February 27, 2011 at 4:53 am
I’ve mentioned that in the past also, about the gold system. It’s the one area of the game where they set it up to be player driven and then they didn’t meddle.
February 26, 2011 at 11:34 am
Fear the RIFT blizzard, fear the RIFT…
February 27, 2011 at 5:58 pm
nah… rift is no wowkiller.
February 27, 2011 at 8:55 pm
Wow doesn’t needing killing, it’s already dead.
February 27, 2011 at 8:57 pm
*need, stupid phone…
February 27, 2011 at 8:40 am
Not to fanboi it up or anything, but… bitter much?
1) Constant class tweaking is annoying, to an extent. Then again, if we had to wait for content patches before broken abilities get fixed, you would see just as many complaints the other way. The only legitimate gripe is that Blizzard basically came out and said they ignored some PTR feedback because of “the small sample size.” That’s dumb.

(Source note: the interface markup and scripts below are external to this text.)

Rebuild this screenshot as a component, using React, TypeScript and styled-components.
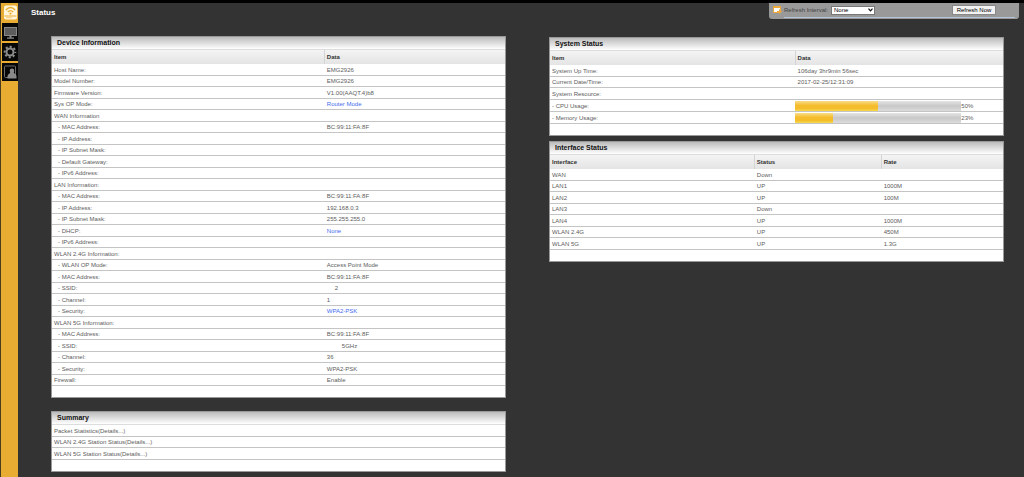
import React from 'react';
import styled, { createGlobalStyle } from 'styled-components';

const GlobalStyle = createGlobalStyle`
  * { box-sizing: border-box; }
  body {
    margin: 0;
    background: #333;
    font-family: 'Liberation Sans', Arial, sans-serif;
    font-size: 6px;
    line-height: 8px;
    color: #5c5c5c;
  }
`;

const Page = styled.div`
  display: flex;
  min-height: 100vh;
  border-top: 3px solid #000;
`;

const Sidebar = styled.nav`
  flex: none;
  display: flex;
  flex-direction: column;
  gap: 2px;
  width: 18px;
  background: #e8ac33;
  border-left: 1px solid #4a3c1e;
`;

const NavButton = styled.button<{ $active?: boolean }>`
  display: flex;
  align-items: center;
  justify-content: center;
  height: 18px;
  margin-left: 1px;
  padding: 0;
  border: 0;
  background: ${(p) => (p.$active ? '#e8ac33' : '#070707')};
  cursor: pointer;
`;

const Main = styled.main`
  flex: 1;
  min-width: 0;
`;

const TopBar = styled.header`
  display: flex;
  justify-content: space-between;
  align-items: flex-start;
  height: 33px;
  padding: 0 5px 0 13px;
`;

const PageTitle = styled.h1`
  margin: 5px 0 0;
  font-size: 8px;
  line-height: 10px;
  color: #fff;
`;

const Toolbar = styled.form`
  width: 250px;
  padding: 0 4px 1px 4px;
  background: #999;
  border-radius: 0 0 3px 3px;
`;

const ToolbarRow = styled.div`
  display: flex;
  align-items: center;
  height: 14px;
  padding-right: 19px;
`;

const ToolbarLine = styled.div`
  height: 1px;
  margin-left: 11px;
  background: #b4c4d8;
`;

const RefreshLabel = styled.label`
  margin: 0 3px 0 2px;
  color: #444;
`;

const SelectWrap = styled.span`
  display: grid;
  align-items: center;
  width: 44px;
  > * { grid-area: 1 / 1; }
  > svg { justify-self: end; margin-right: 2px; pointer-events: none; }
`;

const IntervalSelect = styled.select`
  appearance: none;
  width: 100%;
  height: 9px;
  padding: 0 2px;
  border: 1px solid #777;
  border-radius: 0;
  background: #fff;
  font: 6px/7px 'Liberation Sans', Arial, sans-serif;
  color: #000;
`;

const RefreshButton = styled.button`
  width: 44px;
  height: 10px;
  margin-left: auto;
  padding: 0;
  border: 1px solid #888;
  background: #f2f2f2;
  font: 6px/8px 'Liberation Sans', Arial, sans-serif;
  color: #000;
`;

const Columns = styled.div`
  display: grid;
  grid-template-columns: 1fr 1fr;
  align-items: start;
  gap: 43px;
  padding: 0 20px 6px 33px;
`;

const Column = styled.div<{ $gap: number; $top?: number }>`
  display: flex;
  flex-direction: column;
  gap: ${(p) => p.$gap}px;
  padding-top: ${(p) => p.$top ?? 0}px;
`;

const Panel = styled.section`
  padding-bottom: 11px;
  background: #fff;
  border: 1px solid #999;
`;

const PanelTitle = styled.h2`
  height: 13px;
  margin: 0;
  padding: 0 5px;
  border-bottom: 1px solid #ddd;
  background: linear-gradient(#bbb, #fff);
  font-size: 7px;
  line-height: 12px;
  color: #111;
`;

const Table = styled.table`
  width: 100%;
  table-layout: fixed;
  border-collapse: separate;
  border-spacing: 0;
`;

const HeadCell = styled.th<{ $width?: string }>`
  width: ${(p) => p.$width ?? 'auto'};
  height: 14px;
  padding: 0 2px;
  background: linear-gradient(#f4f4f4, #e4e4e4);
  text-align: left;
  color: #333;
  th + & { border-left: 1px solid #d4d4d4; }
`;

const Row = styled.tr<{ $tall?: boolean }>`
  height: 12px;
  &:nth-child(even) { height: ${(p) => (p.$tall ? 12 : 11)}px; }
`;

const Cell = styled.td<{ $indent?: boolean; $flush?: boolean }>`
  padding: 0 0 0 ${(p) => (p.$indent ? 6 : 2)}px;
  border-bottom: 1px solid #c4c4c4;
  white-space: pre;
  td + & { padding-left: ${(p) => (p.$flush ? 0 : 3)}px; }
`;

const DataLink = styled.a`
  color: #3f6bf0;
  text-decoration: none;
`;

const PlainLink = styled.a`
  color: inherit;
  text-decoration: none;
`;

const Value = styled.span<{ $shift: number }>`
  padding-left: ${(p) => p.$shift}px;
`;

const Meter = styled.div`
  display: flex;
  align-items: center;
`;

const Track = styled.div`
  width: 80%;
  height: 10px;
  background: linear-gradient(#e4e4e4, #c8c8c8 50%, #dcdcdc);
`;

const Fill = styled.div`
  height: 100%;
  background: linear-gradient(#f8dc88, #f5bd2c 45%, #f5bd2c 75%, #f6dc50);
`;

type Info = { label: string; value?: string; link?: boolean; sub?: boolean; shift?: number };

const MAC = 'BC:99:11:FA:8F';

const deviceInfo: Info[] = [
  { label: 'Host Name:', value: 'EMG2926' },
  { label: 'Model Number:', value: 'EMG2926' },
  { label: 'Firmware Version:', value: 'V1.00(AAQT.4)b8' },
  { label: 'Sys OP Mode:', value: 'Router Mode', link: true },
  { label: 'WAN Information' },
  { label: 'MAC Address:', value: MAC, sub: true },
  { label: 'IP Address:', sub: true },
  { label: 'IP Subnet Mask:', sub: true },
  { label: 'Default Gateway:', sub: true },
  { label: 'IPv6 Address:', sub: true },
  { label: 'LAN Information:' },
  { label: 'MAC Address:', value: MAC, sub: true },
  { label: 'IP Address:', value: '192.168.0.3', sub: true },
  { label: 'IP Subnet Mask:', value: '255.255.255.0', sub: true },
  { label: 'DHCP:', value: 'None', link: true, sub: true },
  { label: 'IPv6 Address:', sub: true },
  { label: 'WLAN 2.4G Information:' },
  { label: 'WLAN OP Mode:', value: 'Access Point Mode', sub: true },
  { label: 'MAC Address:', value: MAC, sub: true },
  { label: 'SSID:', value: '2', sub: true, shift: 8 },
  { label: 'Channel:', value: '1', sub: true },
  { label: 'Security:', value: 'WPA2-PSK', link: true, sub: true },
  { label: 'WLAN 5G Information:' },
  { label: 'MAC Address:', value: MAC, sub: true },
  { label: 'SSID:', value: '5GHz', sub: true, shift: 15 },
  { label: 'Channel:', value: '36', sub: true },
  { label: 'Security:', value: 'WPA2-PSK', sub: true },
  { label: 'Firewall:', value: 'Enable' },
];

const interfaces = [
  ['WAN', 'Down', ''],
  ['LAN1', 'UP', '1000M'],
  ['LAN2', 'UP', '100M'],
  ['LAN3', 'Down', ''],
  ['LAN4', 'UP', '1000M'],
  ['WLAN 2.4G', 'UP', '450M'],
  ['WLAN 5G', 'UP', '1.3G'],
];

const usage = [
  { label: 'CPU Usage:', percent: 50 },
  { label: 'Memory Usage:', percent: 23 },
];

const summary = [
  'Packet Statistics(Details...)',
  'WLAN 2.4G Station Status(Details...)',
  'WLAN 5G Station Status(Details...)',
];

const RouterIcon = () => (
  <svg width="15" height="16" viewBox="0 0 15 16">
    <rect x="1" y="1.500" width="13" height="14" rx="2" fill="#fff6dc" />
    <path d="M1.500 12h12" stroke="#e8ac33" />
    <path d="M3 13.700h6" stroke="#f0c468" strokeWidth=".8" />
    <g fill="none" stroke="#e8ac33" strokeWidth="1.300">
      <path d="M2.800 6Q7.500 1 12.200 6M4.800 8Q7.500 5.300 10.200 8" />
    </g>
    <circle cx="7.500" cy="9.600" r="1.100" fill="#e8ac33" />
  </svg>
);

const MonitorIcon = () => (
  <svg width="15" height="15" viewBox="0 0 15 15">
    <rect x="1.500" y="2.500" width="12" height="8" fill="#5c5c5c" stroke="#888" />
    <path d="M6.500 10.500h2v2h2.500v1.300h-7v-1.300h2.500z" fill="#888" />
  </svg>
);

const GearIcon = () => (
  <svg width="14" height="14" viewBox="0 0 14 14">
    <g stroke="#8c8c8c" fill="none">
      <circle cx="7" cy="7" r="3.500" strokeWidth="2" />
      <circle cx="7" cy="7" r="5.300" strokeWidth="2" strokeDasharray="2.100 2.063" strokeDashoffset="1" />
    </g>
  </svg>
);

const UserIcon = () => (
  <svg width="14" height="16" viewBox="0 0 14 16">
    <path d="M5 13.500H2.500q-1 0-1-1V3q0-1 1-1H11.500q1 0 1 1V12" fill="none" stroke="#6c6c6c" />
    <path d="M9 4.500c1.800 0 2.400 1.300 2.200 2.800-.1.900-.5 1.200-.3 1.700.3.600 2.600 1.200 2.600 3.200v2.300H4.500v-2.300c0-2 2.300-2.600 2.600-3.200.2-.5-.2-.8-.3-1.700C6.600 5.800 7.200 4.500 9 4.500z" fill="#8a8a8a" />
  </svg>
);

const RefreshIcon = () => (
  <svg width="9" height="8" viewBox="0 0 9 8">
    <rect x=".5" y=".5" width="7" height="6" fill="#fff" stroke="#eda93c" />
    <path d="M0 0h8v2H0z" fill="#eda93c" />
    <path d="M4 5h2V3l3 2.500L6 8V7H4z" fill="#eda93c" />
  </svg>
);

const ChevronIcon = () => (
  <svg width="5" height="4" viewBox="0 0 5 4">
    <path d="M.5.700L2.500 2.900 4.500.700" fill="none" stroke="#111" strokeWidth="1.200" />
  </svg>
);

export default function App() {
  return (
    <>
      <GlobalStyle />
      <Page>
        <Sidebar aria-label="Sections">
          <NavButton $active aria-label="Status"><RouterIcon /></NavButton>
          <NavButton aria-label="Monitor"><MonitorIcon /></NavButton>
          <NavButton aria-label="Configuration"><GearIcon /></NavButton>
          <NavButton aria-label="Maintenance"><UserIcon /></NavButton>
        </Sidebar>
        <Main>
          <TopBar>
            <PageTitle>Status</PageTitle>
            <Toolbar>
              <ToolbarRow>
                <RefreshIcon />
                <RefreshLabel htmlFor="interval">Refresh Interval:</RefreshLabel>
                <SelectWrap>
                  <IntervalSelect id="interval" defaultValue="None">
                    <option>None</option>
                  </IntervalSelect>
                  <ChevronIcon />
                </SelectWrap>
                <RefreshButton type="button">Refresh Now</RefreshButton>
              </ToolbarRow>
              <ToolbarLine />
            </Toolbar>
          </TopBar>
          <Columns>
            <Column $gap={13}>
              <Panel>
                <PanelTitle>Device Information</PanelTitle>
                <Table>
                  <thead>
                    <tr>
                      <HeadCell $width="60%">Item</HeadCell>
                      <HeadCell>Data</HeadCell>
                    </tr>
                  </thead>
                  <tbody>
                    {deviceInfo.map((d, i) => (
                      <Row key={i}>
                        <Cell $indent={d.sub}>{d.sub ? `- ${d.label}` : d.label}</Cell>
                        <Cell>
                          {d.link ? (
                            <DataLink href="#">{d.value}</DataLink>
                          ) : (
                            <Value $shift={d.shift ?? 0}>{d.value}</Value>
                          )}
                        </Cell>
                      </Row>
                    ))}
                  </tbody>
                </Table>
              </Panel>
              <Panel>
                <PanelTitle>Summary</PanelTitle>
                <Table>
                  <tbody>
                    {summary.map((s) => (
                      <Row key={s}>
                        <Cell><PlainLink href="#">{s}</PlainLink></Cell>
                      </Row>
                    ))}
                  </tbody>
                </Table>
              </Panel>
            </Column>
            <Column $gap={5} $top={1}>
              <Panel>
                <PanelTitle>System Status</PanelTitle>
                <Table>
                  <thead>
                    <tr>
                      <HeadCell $width="54%">Item</HeadCell>
                      <HeadCell>Data</HeadCell>
                    </tr>
                  </thead>
                  <tbody>
                    <Row>
                      <Cell>System Up Time:</Cell>
                      <Cell>106day 3hr9min 56sec</Cell>
                    </Row>
                    <Row>
                      <Cell>Current Date/Time:</Cell>
                      <Cell>2017-02-25/12:31:09</Cell>
                    </Row>
                    <Row>
                      <Cell>System Resource:</Cell>
                      <Cell />
                    </Row>
                    {usage.map((u) => (
                      <Row key={u.label} $tall>
                        <Cell>{`- ${u.label}`}</Cell>
                        <Cell $flush>
                          <Meter>
                            <Track>
                              <Fill style={{ width: `${u.percent}%` }} />
                            </Track>
                            {u.percent}%
                          </Meter>
                        </Cell>
                      </Row>
                    ))}
                  </tbody>
                </Table>
              </Panel>
              <Panel>
                <PanelTitle>Interface Status</PanelTitle>
                <Table>
                  <thead>
                    <tr>
                      <HeadCell $width="45%">Interface</HeadCell>
                      <HeadCell $width="28%">Status</HeadCell>
                      <HeadCell>Rate</HeadCell>
                    </tr>
                  </thead>
                  <tbody>
                    {interfaces.map((r) => (
                      <Row key={r[0]}>
                        <Cell>{r[0]}</Cell>
                        <Cell>{r[1]}</Cell>
                        <Cell>{r[2]}</Cell>
                      </Row>
                    ))}
                  </tbody>
                </Table>
              </Panel>
            </Column>
          </Columns>
        </Main>
      </Page>
    </>
  );
}
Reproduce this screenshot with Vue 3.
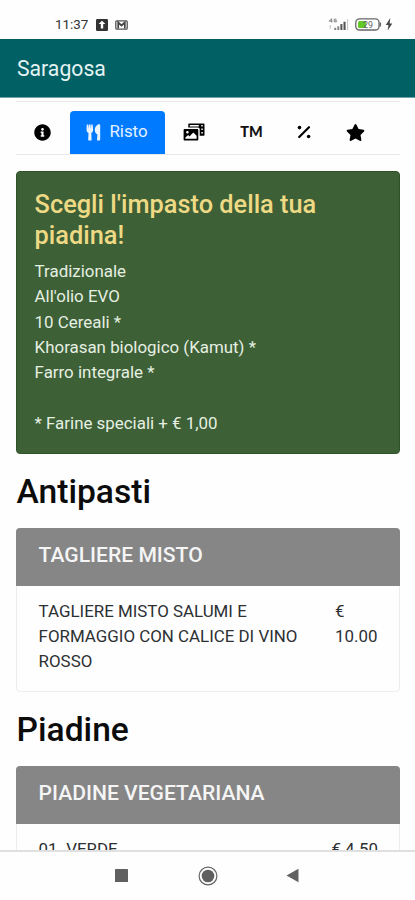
<script setup>
const doughs = [
  'Tradizionale',
  "All'olio EVO",
  '10 Cereali *',
  'Khorasan biologico (Kamut) *',
  'Farro integrale *',
]
const sections = [
  {
    title: 'Antipasti',
    group: 'TAGLIERE MISTO',
    items: [{ name: 'TAGLIERE MISTO SALUMI E FORMAGGIO CON CALICE DI VINO ROSSO', price: '€ 10.00', wrap: true }],
  },
  {
    title: 'Piadine',
    group: 'PIADINE VEGETARIANA',
    items: [{ name: '01. VERDE', price: '€ 4.50', wrap: false }],
  },
]
</script>

<template>
  <div class="screen">
    <div class="status">
      <div class="status-left">
        <span class="clock">11:37</span>
        <svg class="upload" viewBox="0 0 12 12"><rect width="12" height="12" rx="1.2" fill="#333" /><path d="M6 1.800 9.400 5H7.200v4.500H4.800V5H2.600z" fill="#fff" /></svg>
        <svg class="mail" viewBox="0 0 13 10"><rect x=".8" y=".8" width="11.4" height="8.4" rx="1" fill="#fff" stroke="#555" stroke-width="1.3" /><path d="M3.200 8.500V2.500l3.300 3 3.300-3v6" fill="none" stroke="#444" stroke-width="1.700" /></svg>
      </div>
      <div class="status-right">
        <svg class="signal" viewBox="0 0 22 13">
          <g fill="none" stroke="#777" stroke-width=".9"><path d="M3.6 4.3V.7L1.2 3.2h3.2M8.5 1.2H6.2v2.6h2.2V2.6H7.3" /><path d="M2.3 7.5v3.6M1.3 8.5l1-1" stroke="#bbb" /></g>
          <path d="M6.2 9.8h2V12h-2zM9.3 8.2h2V12h-2z" fill="#888" /><path d="M12.4 6h2v6h-2zM15.5 3.7h2.1V12h-2.1z" fill="#555" /><path d="M19 1.2h1.2V12H19z" fill="#ccc" />
        </svg>
        <svg class="battery" viewBox="0 0 27 13">
          <rect x=".8" y=".8" width="23.2" height="11.2" rx="3.6" fill="#fff" stroke="#666" stroke-width="1.3" />
          <rect x="3" y="3" width="8" height="7" rx="1.6" fill="#62c926" /><path d="M25.3 4.5v4" stroke="#666" stroke-width="1.5" />
          <text x="8" y="9.6" font-size="9" font-family="Roboto, sans-serif" fill="#666">29</text>
        </svg>
        <svg class="bolt" viewBox="0 0 8 13"><path d="M5.3 0 .8 7h2.7l-.9 5.6L7.3 5.4H4.6z" fill="#444" /></svg>
      </div>
    </div>

    <header class="appbar">Saragosa</header>

    <main class="content">
      <nav class="tabs">
        <div class="tab tab-info">
          <svg viewBox="0 0 512 512"><path d="M256 8C119.043 8 8 119.083 8 256c0 136.997 111.043 248 248 248s248-111.003 248-248C504 119.083 392.957 8 256 8zm0 110c23.196 0 42 18.804 42 42s-18.804 42-42 42-42-18.804-42-42 18.804-42 42-42zm56 254c0 6.627-5.373 12-12 12h-88c-6.627 0-12-5.373-12-12v-24c0-6.627 5.373-12 12-12h12v-64h-12c-6.627 0-12-5.373-12-12v-24c0-6.627 5.373-12 12-12h64c6.627 0 12 5.373 12 12v100h12c6.627 0 12 5.373 12 12v24z" /></svg>
        </div>
        <div class="tab tab-active">
          <svg viewBox="0 0 15 17"><path d="M.8.5h1.5l.3 4.2L3 .5h1.5l.3 4.2L5.3.5h1.3l.5 5.1c.1 1.8-.7 2.9-1.8 3.4l.3 6.7c0 .6-.3.9-.8.9H3c-.5 0-.8-.3-.8-.9L2.5 9C1.300 8.500.5 7.400.5 5.600zM13.300.3c.6 0 .9.3.9.8v14.700c0 .5-.3.8-.8.8h-1.600c-.5 0-.8-.3-.8-.9l.4-5.200C9.900 9.700 8.800 8.200 8.800 6.100 8.800 3 11.100.3 13.300.3z" /></svg>
          <span>Risto</span>
        </div>
        <div class="tab tab-photo">
          <svg viewBox="0 0 22 18">
            <path fill-rule="evenodd" d="M6.300.5h14.200c.7 0 1 .4 1 1v10.200c0 .7-.4 1-1 1h-3.800V6.500c0-1.200-.7-1.900-1.900-1.900H5.300V1.500c0-.6.3-1 1-1zM6.800 2v1.500h9V2zM18.300 2v1.500h1.500V2zm0 3.500V7h1.500V5.500zm0 3.500v1.500h1.500V9z" />
            <path fill-rule="evenodd" d="M1.700 6h12.500c.7 0 1.100.4 1.100 1.100v9.300c0 .7-.4 1.100-1.100 1.100H1.700c-.7 0-1.100-.4-1.100-1.100V7.100C.6 6.400 1 6 1.700 6zm.7 9.700h11.200v-2.900l-3.300-3.300-3.800 3.900-1.300-1.300-2.800 2.500zM4.400 7.900a1.300 1.300 0 1 0 0 2.600 1.300 1.300 0 0 0 0-2.600z" />
          </svg>
        </div>
        <div class="tab tab-tm">TM</div>
        <div class="tab tab-percent">
          <svg viewBox="0 0 14 14"><path d="M2.200 12 12 2.200" stroke="#000" stroke-width="2.200" stroke-linecap="round" /><circle cx="2.500" cy="2.600" r="1.800" /><circle cx="11.600" cy="11.500" r="1.800" /></svg>
        </div>
        <div class="tab tab-star">
          <svg viewBox="0 0 576 512"><path d="M259.300 17.800L194 150.200 47.900 171.500c-26.200 3.800-36.700 36.100-17.700 54.600l105.700 103-25 145.500c-4.500 26.300 23.200 46 46.400 33.700L288 439.600l130.700 68.700c23.200 12.200 50.900-7.400 46.400-33.700l-25-145.500 105.700-103c19-18.500 8.500-50.800-17.700-54.600L382 150.200 316.700 17.800c-11.700-23.600-45.600-23.900-57.400 0z" /></svg>
        </div>
      </nav>

      <section class="notice">
        <h4>Scegli l'impasto della tua piadina!</h4>
        <p v-for="d in doughs" :key="d">{{ d }}</p>
        <p class="extra">* Farine speciali + € 1,00</p>
      </section>

      <section v-for="s in sections" :key="s.title" class="section">
        <h2>{{ s.title }}</h2>
        <div class="card">
          <div class="card-head">{{ s.group }}</div>
          <div v-for="i in s.items" :key="i.name" class="row">
            <span class="name">{{ i.name }}</span>
            <span class="price" :class="{ narrow: i.wrap }">{{ i.price }}</span>
          </div>
        </div>
      </section>
    </main>

    <footer class="navbar">
      <svg class="recent" viewBox="0 0 13 13"><rect width="13" height="13" rx=".6" fill="#606060" /></svg>
      <svg class="home" viewBox="0 0 20 20"><circle cx="10" cy="10" r="8.900" fill="none" stroke="#666" stroke-width="1.200" /><circle cx="10" cy="10" r="6.300" fill="#606060" /></svg>
      <svg class="back" viewBox="0 0 13 15"><path d="M12.500.8v13.400L.5 7.500z" fill="#606060" /></svg>
    </footer>
  </div>
</template>

<style>
body {
  margin: 0;
  background: #fff;
}
</style>

<style scoped>
.screen {
  width: 415px;
  height: 900px;
  display: flex;
  flex-direction: column;
  overflow: hidden;
  background: #fefefe;
  font-family: Roboto, sans-serif;
  font-size: 16.9px;
  line-height: 25.4px;
  color: #2d3033;
}
svg {
  display: block;
  flex: none;
}
.status {
  flex: none;
  height: 39px;
  box-sizing: border-box;
  padding: 10px 22px 0 55px;
  display: flex;
  justify-content: space-between;
  align-items: center;
}
.status-left,
.status-right {
  display: flex;
  align-items: center;
}
.clock {
  font-size: 13.4px;
  color: #333;
  width: 41px;
  line-height: 16px;
}
.upload {
  width: 12px;
  height: 12px;
  margin-right: 7px;
}
.mail {
  width: 13px;
  height: 10px;
}
.signal {
  width: 22px;
  height: 13px;
  margin-right: 5px;
}
.battery {
  width: 27px;
  height: 13px;
  margin-right: 3px;
}
.bolt {
  width: 8px;
  height: 13px;
}
.appbar {
  flex: none;
  height: 59px;
  box-sizing: border-box;
  padding-left: 17px;
  background: #006064;
  border-bottom: 1px solid #6fa5a8;
  color: #e4f3f3;
  font-size: 21.2px;
  line-height: 59px;
}
.content {
  flex: 1;
  min-height: 0;
  overflow: hidden;
  padding: 3px 15px 0 16px;
}
.tabs {
  height: 54px;
  box-sizing: border-box;
  border-top: 1px solid #e9e9e7;
  border-bottom: 1px solid #e6e8ea;
  display: flex;
  align-items: flex-end;
  margin-bottom: 16px;
}
.tab {
  height: 43px;
  box-sizing: border-box;
  padding-bottom: 1px;
  display: flex;
  align-items: center;
  justify-content: center;
}
.tab-info {
  width: 54px;
  padding-right: 1px;
}
.tab-info svg {
  width: 17px;
  height: 17px;
}
.tab-active {
  width: 95px;
  padding-right: 1px;
  gap: 8px;
  background: #007bff;
  border-radius: 4px 4px 0 0;
  color: #e4f1ff;
}
.tab-active svg {
  width: 15px;
  height: 17px;
  fill: #e9f4ff;
}
.tab-photo {
  width: 58px;
}
.tab-photo svg {
  width: 22px;
  height: 18px;
}
.tab-tm {
  width: 57px;
  font-family: Lato, sans-serif;
  font-weight: 900;
  font-size: 14.4px;
  color: #111;
}
.tab-percent {
  width: 48px;
}
.tab-percent svg {
  width: 14px;
  height: 14px;
}
.tab-star {
  width: 55px;
}
.tab-star svg {
  width: 19px;
  height: 17px;
}
.notice {
  height: 283px;
  box-sizing: border-box;
  border: 1px solid #2e522a;
  border-radius: 4px;
  background: #3d6036;
  padding: 17.4px 17.6px;
  color: #e5efe2;
}
.notice h4 {
  margin: 0 0 8.4px;
  font-size: 25.35px;
  line-height: 30.5px;
  font-weight: 500;
  color: #eed985;
}
.notice p {
  margin: 0;
}
.notice .extra {
  margin-top: 25.4px;
}
.section h2 {
  box-sizing: border-box;
  margin: 0;
  padding: 17px 0 0 0.6px;
  height: 74px;
  font-size: 33.6px;
  line-height: 41px;
  font-weight: 500;
  color: #0c0c0c;
}
.card {
  box-sizing: border-box;
  border: 1px solid #ececec;
  border-radius: 4px;
  height: 164px;
}
.card-head {
  margin: -1px -1px 0;
  height: 57.5px;
  box-sizing: border-box;
  padding: 14px 22.6px;
  background: #868686;
  border-radius: 4px 4px 0 0;
  color: #f5f5f5;
  font-size: 21.1px;
  line-height: 25.4px;
  font-weight: 500;
}
.row {
  display: flex;
  justify-content: space-between;
  padding: 13px 21px 0 21.6px;
}
.name {
  width: 265px;
}
.price {
  white-space: nowrap;
}
.price.narrow {
  width: 43px;
  white-space: normal;
}
.navbar {
  flex: none;
  height: 50px;
  box-sizing: border-box;
  border-top: 2px solid #e0e0e0;
  background: #fefefe;
  display: flex;
  align-items: center;
  padding: 0 0 1px 115px;
}
.recent {
  width: 13px;
  height: 13px;
  margin-right: 70px;
}
.home {
  width: 20px;
  height: 20px;
  margin-right: 68px;
}
.back {
  width: 13px;
  height: 15px;
}
</style>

2) Very little endgame content? Err… no. There is plenty of endgame content, artfully segmented so you don’t get tired of the same 12-boss dungeon week after week. Normal-mode raid bosses are probably overtuned based on completion rates however.
3) The ZA & ZG reveal intentionally occurred on the Rift head-start day. It was not released “early” nor is it “desperation” – it’s business, just like any game company would do to their competition regardless. Blizzard didn’t pull these out of thin air either, as there has been all manners of foreshadowing vis-a-vis the original removal of ZG, allusions to the ZG mounts/pet making a return, etc etc.
It’s an open question as to whether reintroducing these 5m counts as recycling or nostalgia, but if they happen to make it on the level of Deadmines, I don’t think it can be argued that it’s “running out of ideas.” The entire expansion is predicated on turning the old-world upside-down, and this is very much in-character.
4) All 3 new rogue abilities are PvP oriented, so unless you play PvP you really wouldn’t have them on your bars. Hotbar creep is a definite concern, as any warlock/hunter could tell you. Like they did with Cata though, it’s a fairly simple matter to reorganize downward… assuming you don’t call that “dumbing down the game” too.